Cuckold
- First edition
- Author: Kiran Nagarkar
- Language: English
- Published: 1997 (HarperCollins India)
- Publication place: India
- Media type: Print, ebook
- Pages: 609
- ISBN: 9788172232573

= Cuckold (novel) =

1997 book by Kiran Nagarkar

Cuckold is a 1997 book by Indian author Kiran Nagarkar and his third novel. It is a historical novel set in the Rajput kingdom of Mewar, India during the 16th century that follows the life of Maharaj Kumar, a fictional character based upon the Mewar prince Bhoj Raj whose wife Mirabai thinks of Krishna as her husband and refuses to accept Bhoj Raj.

==Synopsis==
The book follows the life of Maharaj Kumar and his attempts to win the affections of his wife Mira while war ravages the land around them.

==Critical reception==
Cuckold is considered to be one of Nagarkar's most well known novels, and in 2000 he won India's National Academy of Letters Award (Sahitya Akademi Award) for the work.
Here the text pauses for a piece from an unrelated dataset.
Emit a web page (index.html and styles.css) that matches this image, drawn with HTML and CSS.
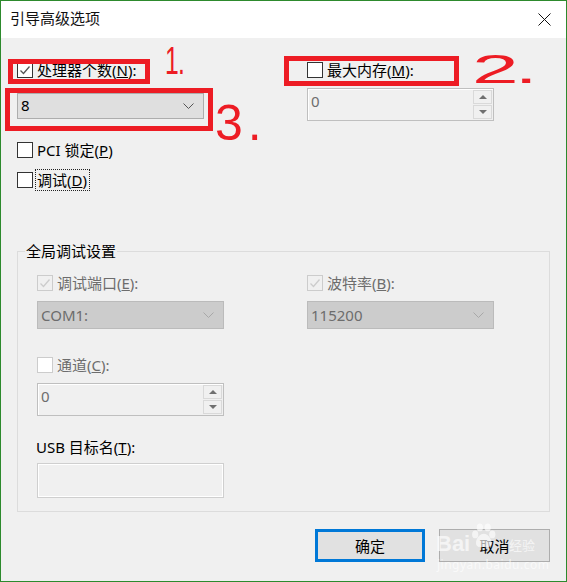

The book has been praised for its "blending of traditional narrative against a historical backdrop presented with relentless detail". Makarand R. Paranjape considered it to be part of a canon of Indian English novels. Gore Vidal called it, "a fascinating book, a sort of fantastic marriage between the Thomas Mann of Royal Highness and the Lady Murasaki."